» **DATA SUPPLIED**
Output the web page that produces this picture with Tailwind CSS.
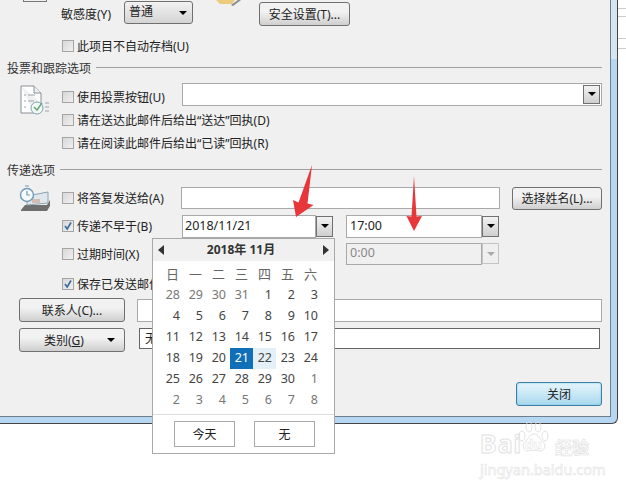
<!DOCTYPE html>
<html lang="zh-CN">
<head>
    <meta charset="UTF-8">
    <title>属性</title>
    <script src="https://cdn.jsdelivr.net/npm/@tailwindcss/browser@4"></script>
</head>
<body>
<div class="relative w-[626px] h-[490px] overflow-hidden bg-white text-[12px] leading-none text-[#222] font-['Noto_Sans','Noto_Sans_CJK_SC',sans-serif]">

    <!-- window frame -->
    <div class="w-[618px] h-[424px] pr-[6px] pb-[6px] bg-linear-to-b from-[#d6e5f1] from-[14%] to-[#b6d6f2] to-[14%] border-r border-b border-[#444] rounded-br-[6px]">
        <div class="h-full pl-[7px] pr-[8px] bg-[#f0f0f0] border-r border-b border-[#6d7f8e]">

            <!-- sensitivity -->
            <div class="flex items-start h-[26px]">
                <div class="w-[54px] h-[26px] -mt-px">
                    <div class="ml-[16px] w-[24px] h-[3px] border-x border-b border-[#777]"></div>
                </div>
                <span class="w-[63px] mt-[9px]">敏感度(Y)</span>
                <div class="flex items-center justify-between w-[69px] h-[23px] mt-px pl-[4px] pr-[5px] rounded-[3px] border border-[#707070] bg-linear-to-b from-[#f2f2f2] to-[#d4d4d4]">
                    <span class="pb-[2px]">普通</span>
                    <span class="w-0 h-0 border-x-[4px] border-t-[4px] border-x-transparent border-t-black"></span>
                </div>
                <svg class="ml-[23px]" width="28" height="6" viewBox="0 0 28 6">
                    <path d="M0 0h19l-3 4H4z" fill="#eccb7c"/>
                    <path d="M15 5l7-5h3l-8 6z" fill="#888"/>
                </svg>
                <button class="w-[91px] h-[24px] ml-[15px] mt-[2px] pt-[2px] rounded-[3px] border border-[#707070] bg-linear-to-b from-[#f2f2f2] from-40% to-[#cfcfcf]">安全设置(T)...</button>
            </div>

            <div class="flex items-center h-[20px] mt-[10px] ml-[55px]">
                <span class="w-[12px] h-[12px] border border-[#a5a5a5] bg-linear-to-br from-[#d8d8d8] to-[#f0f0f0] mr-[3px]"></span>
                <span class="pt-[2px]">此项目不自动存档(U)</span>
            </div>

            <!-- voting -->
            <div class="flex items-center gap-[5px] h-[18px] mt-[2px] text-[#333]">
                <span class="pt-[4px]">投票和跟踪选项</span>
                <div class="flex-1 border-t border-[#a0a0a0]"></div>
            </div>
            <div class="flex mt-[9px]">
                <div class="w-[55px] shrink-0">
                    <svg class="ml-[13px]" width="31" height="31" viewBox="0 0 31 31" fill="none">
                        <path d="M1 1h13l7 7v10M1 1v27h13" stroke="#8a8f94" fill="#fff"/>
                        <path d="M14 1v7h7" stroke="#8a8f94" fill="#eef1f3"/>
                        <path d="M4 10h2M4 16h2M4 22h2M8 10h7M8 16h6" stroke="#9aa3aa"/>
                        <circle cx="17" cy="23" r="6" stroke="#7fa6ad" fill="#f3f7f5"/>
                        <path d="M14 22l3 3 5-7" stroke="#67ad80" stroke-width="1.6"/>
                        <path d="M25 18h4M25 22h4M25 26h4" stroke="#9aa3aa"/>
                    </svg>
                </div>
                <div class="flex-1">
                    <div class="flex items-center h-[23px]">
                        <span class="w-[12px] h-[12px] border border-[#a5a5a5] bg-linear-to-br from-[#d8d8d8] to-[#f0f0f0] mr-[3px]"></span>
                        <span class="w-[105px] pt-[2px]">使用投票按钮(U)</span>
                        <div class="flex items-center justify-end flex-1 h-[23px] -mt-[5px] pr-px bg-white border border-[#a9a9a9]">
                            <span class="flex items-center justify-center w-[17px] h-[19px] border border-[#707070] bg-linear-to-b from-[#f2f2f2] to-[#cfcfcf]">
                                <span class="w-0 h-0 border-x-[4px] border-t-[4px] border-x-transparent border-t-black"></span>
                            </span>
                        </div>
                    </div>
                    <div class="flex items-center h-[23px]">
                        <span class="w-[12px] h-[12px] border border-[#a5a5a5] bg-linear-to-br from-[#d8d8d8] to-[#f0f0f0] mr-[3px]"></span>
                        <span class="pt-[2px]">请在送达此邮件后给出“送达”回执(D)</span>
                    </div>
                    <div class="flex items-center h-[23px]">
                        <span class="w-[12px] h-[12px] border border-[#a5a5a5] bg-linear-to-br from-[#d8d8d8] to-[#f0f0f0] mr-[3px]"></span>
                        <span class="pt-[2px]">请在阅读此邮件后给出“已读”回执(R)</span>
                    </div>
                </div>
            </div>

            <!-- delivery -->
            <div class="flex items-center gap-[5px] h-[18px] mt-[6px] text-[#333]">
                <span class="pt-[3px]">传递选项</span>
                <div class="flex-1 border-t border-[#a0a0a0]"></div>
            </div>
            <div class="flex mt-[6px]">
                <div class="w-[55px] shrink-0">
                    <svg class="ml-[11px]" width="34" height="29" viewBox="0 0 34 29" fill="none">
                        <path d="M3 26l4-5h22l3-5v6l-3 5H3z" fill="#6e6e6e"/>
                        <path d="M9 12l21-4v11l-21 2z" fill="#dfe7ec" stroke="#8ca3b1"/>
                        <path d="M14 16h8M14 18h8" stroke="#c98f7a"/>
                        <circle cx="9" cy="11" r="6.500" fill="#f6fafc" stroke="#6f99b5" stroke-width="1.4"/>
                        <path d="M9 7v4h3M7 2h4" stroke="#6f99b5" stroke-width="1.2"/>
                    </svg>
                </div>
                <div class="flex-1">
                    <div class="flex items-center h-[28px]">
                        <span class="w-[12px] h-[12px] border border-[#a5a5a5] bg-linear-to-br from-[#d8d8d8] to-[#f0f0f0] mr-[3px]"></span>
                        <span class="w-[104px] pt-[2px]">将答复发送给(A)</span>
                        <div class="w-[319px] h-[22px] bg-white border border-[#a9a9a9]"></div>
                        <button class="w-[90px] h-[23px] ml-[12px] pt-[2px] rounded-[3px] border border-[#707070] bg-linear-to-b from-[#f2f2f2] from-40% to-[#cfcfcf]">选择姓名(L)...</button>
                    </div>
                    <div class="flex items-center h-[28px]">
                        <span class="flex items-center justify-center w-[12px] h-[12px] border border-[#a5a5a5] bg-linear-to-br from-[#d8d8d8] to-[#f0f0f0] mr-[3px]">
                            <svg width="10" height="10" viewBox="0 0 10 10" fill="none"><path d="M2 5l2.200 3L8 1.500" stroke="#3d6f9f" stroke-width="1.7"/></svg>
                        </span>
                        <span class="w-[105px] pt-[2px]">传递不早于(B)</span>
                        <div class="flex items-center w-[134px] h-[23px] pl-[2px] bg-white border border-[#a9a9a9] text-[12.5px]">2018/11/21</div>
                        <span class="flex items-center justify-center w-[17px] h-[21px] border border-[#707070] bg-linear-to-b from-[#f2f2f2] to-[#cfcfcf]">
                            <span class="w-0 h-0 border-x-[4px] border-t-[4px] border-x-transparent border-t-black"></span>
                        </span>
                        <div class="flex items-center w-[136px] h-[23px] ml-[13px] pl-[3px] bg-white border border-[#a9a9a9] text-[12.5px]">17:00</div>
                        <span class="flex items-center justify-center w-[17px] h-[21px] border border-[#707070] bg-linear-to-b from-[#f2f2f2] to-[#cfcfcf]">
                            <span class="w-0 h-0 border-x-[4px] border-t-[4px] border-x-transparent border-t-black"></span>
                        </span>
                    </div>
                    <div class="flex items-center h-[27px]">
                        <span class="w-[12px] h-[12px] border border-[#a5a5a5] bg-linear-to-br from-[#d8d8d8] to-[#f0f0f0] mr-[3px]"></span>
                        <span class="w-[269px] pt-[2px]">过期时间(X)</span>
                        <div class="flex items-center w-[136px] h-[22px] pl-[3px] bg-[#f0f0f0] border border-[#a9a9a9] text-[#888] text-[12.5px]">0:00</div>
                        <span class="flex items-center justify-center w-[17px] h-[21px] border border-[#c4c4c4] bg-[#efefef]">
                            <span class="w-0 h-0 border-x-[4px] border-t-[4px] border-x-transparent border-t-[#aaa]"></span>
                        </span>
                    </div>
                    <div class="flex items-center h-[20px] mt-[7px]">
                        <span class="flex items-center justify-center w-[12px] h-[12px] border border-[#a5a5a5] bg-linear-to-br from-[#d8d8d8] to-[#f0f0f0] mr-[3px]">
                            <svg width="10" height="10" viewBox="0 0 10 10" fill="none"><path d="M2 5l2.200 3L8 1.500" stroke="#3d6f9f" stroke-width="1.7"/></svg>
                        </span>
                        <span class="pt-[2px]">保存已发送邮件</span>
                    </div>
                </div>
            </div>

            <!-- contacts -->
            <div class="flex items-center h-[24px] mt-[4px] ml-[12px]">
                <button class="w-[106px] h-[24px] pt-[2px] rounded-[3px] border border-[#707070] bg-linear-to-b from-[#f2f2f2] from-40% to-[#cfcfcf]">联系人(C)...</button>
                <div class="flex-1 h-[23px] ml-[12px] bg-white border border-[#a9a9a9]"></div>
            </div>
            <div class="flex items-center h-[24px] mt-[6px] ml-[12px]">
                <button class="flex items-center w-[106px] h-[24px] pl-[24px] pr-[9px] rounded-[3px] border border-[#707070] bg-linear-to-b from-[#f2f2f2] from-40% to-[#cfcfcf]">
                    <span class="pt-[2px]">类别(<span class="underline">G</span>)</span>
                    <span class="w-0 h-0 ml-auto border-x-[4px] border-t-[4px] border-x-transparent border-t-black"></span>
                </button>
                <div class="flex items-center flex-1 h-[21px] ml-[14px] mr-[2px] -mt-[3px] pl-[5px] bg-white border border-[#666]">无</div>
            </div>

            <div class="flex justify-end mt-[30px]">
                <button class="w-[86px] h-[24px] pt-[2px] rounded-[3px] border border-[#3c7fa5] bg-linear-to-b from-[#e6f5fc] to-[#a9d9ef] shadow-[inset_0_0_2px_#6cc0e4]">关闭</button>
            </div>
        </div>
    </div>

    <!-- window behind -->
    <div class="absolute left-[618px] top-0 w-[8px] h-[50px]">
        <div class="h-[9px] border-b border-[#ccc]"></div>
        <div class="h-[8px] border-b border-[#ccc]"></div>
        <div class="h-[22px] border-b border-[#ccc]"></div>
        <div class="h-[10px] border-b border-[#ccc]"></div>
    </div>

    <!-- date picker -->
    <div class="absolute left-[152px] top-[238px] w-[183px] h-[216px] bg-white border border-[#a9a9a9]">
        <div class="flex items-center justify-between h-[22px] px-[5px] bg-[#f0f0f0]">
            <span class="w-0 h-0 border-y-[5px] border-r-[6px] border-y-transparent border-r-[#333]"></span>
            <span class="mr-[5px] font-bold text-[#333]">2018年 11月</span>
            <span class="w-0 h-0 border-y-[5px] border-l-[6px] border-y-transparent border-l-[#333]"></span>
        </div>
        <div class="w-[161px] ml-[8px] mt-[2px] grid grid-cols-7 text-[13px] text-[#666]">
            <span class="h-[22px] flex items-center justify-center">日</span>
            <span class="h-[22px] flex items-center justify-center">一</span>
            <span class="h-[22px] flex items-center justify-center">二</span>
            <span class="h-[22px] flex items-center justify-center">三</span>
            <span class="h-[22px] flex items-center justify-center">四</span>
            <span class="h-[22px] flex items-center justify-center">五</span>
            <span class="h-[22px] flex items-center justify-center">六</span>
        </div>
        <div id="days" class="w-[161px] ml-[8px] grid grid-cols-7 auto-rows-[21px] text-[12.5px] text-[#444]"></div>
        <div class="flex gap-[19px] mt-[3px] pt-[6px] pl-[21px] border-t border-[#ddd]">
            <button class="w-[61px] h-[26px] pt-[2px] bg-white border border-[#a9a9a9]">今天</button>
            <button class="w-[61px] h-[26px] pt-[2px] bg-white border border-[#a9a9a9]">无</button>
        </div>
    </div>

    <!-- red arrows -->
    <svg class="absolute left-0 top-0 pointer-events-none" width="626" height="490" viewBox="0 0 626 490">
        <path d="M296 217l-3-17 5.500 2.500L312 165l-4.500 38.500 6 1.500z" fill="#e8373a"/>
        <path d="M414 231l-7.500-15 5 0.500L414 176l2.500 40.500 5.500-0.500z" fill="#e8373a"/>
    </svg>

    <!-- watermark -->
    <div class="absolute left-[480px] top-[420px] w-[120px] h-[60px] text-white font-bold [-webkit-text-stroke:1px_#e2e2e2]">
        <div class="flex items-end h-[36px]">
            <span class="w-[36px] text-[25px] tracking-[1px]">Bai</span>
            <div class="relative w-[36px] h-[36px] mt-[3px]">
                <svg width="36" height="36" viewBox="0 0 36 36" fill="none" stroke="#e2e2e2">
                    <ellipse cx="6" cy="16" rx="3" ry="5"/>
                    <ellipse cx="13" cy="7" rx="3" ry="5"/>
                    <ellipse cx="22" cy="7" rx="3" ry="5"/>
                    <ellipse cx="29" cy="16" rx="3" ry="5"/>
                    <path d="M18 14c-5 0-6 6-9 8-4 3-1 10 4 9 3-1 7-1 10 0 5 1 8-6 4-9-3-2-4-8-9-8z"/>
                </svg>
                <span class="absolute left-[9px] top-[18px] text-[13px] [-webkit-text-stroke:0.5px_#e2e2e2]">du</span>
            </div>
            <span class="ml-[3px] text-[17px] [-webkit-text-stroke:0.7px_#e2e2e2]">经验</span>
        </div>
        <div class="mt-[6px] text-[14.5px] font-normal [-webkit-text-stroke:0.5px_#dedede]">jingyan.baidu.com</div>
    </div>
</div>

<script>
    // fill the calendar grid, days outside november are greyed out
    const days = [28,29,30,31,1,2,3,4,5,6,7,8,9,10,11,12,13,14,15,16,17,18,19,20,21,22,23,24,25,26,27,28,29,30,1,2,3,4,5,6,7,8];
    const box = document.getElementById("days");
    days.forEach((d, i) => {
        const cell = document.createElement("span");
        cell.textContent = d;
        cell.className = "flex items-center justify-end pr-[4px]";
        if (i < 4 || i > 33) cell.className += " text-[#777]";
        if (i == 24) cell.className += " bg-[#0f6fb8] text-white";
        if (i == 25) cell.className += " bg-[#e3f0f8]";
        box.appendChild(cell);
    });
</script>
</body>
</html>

...

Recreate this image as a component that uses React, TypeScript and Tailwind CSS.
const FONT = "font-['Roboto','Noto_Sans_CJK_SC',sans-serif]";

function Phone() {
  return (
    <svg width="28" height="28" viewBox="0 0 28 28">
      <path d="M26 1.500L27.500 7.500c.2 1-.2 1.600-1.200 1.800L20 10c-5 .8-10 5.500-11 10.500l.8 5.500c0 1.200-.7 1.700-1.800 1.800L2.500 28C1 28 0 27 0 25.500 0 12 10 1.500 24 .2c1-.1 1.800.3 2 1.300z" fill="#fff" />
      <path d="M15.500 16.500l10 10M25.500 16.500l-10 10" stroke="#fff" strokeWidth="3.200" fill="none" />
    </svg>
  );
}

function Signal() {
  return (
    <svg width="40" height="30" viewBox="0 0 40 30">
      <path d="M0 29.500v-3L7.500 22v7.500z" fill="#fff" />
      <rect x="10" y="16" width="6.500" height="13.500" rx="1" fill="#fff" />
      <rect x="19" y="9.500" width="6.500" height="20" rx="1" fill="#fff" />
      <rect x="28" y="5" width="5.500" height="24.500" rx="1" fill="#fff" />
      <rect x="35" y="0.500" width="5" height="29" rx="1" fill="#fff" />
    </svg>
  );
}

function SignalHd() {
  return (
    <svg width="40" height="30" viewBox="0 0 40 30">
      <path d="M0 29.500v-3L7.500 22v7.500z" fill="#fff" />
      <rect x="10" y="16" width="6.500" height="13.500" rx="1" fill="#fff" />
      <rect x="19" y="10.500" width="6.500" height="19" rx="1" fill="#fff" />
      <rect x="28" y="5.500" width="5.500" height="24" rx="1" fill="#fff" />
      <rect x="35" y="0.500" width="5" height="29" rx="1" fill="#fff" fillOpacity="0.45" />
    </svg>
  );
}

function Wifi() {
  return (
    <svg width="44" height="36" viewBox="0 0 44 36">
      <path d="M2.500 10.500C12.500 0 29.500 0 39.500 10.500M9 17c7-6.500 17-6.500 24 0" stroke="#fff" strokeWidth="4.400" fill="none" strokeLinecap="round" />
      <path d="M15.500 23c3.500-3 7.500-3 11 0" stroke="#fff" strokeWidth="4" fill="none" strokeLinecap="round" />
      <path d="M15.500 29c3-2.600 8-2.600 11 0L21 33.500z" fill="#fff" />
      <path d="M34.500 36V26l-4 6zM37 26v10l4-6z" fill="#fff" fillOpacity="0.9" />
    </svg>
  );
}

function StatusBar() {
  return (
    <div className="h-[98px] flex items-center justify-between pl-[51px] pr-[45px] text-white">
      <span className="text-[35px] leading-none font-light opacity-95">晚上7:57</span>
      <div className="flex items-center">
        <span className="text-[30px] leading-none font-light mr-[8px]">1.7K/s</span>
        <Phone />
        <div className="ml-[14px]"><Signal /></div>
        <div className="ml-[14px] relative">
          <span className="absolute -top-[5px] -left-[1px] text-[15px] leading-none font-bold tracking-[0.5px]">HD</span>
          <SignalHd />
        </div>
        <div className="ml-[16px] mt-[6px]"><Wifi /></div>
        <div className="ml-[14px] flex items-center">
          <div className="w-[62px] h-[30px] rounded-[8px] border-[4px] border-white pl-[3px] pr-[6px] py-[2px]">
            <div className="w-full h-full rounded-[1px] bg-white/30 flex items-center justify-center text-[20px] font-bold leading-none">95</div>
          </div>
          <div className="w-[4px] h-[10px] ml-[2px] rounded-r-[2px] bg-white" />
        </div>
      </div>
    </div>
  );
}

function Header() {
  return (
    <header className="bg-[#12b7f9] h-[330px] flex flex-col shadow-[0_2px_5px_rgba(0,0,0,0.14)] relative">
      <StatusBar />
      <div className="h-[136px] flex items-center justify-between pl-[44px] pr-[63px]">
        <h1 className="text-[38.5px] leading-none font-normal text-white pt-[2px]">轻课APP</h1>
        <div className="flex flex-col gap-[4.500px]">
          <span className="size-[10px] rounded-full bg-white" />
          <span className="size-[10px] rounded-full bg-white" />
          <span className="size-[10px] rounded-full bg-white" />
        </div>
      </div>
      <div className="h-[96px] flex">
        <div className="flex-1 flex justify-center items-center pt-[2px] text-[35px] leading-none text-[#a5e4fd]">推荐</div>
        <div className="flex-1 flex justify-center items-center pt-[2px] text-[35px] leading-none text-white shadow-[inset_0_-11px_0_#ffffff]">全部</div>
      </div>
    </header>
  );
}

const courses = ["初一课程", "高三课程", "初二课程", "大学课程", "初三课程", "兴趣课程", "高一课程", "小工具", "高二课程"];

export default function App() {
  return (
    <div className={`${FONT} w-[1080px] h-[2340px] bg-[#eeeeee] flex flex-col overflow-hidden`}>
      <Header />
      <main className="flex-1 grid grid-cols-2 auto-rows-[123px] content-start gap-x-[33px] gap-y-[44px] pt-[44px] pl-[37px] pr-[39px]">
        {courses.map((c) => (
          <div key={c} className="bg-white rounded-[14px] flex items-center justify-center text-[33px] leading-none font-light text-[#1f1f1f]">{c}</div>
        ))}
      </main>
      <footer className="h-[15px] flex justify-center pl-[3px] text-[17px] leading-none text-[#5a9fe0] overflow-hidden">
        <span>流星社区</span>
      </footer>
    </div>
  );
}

» **EXERCISE DESCRIPTION**
Repeat the lines between those holding "Output the web" and "pl-[7px] pr-[8px] bg-[#f0f0f0]", inclusive. Pictures stay out.

» **SOLUTION FOR THIS TASK**
Output the web page that produces this picture with Tailwind CSS.
<!DOCTYPE html>
<html lang="zh-CN">
<head>
    <meta charset="UTF-8">
    <title>属性</title>
    <script src="https://cdn.jsdelivr.net/npm/@tailwindcss/browser@4"></script>
</head>
<body>
<div class="relative w-[626px] h-[490px] overflow-hidden bg-white text-[12px] leading-none text-[#222] font-['Noto_Sans','Noto_Sans_CJK_SC',sans-serif]">

    <!-- window frame -->
    <div class="w-[618px] h-[424px] pr-[6px] pb-[6px] bg-linear-to-b from-[#d6e5f1] from-[14%] to-[#b6d6f2] to-[14%] border-r border-b border-[#444] rounded-br-[6px]">
        <div class="h-full pl-[7px] pr-[8px] bg-[#f0f0f0] border-r border-b border-[#6d7f8e]">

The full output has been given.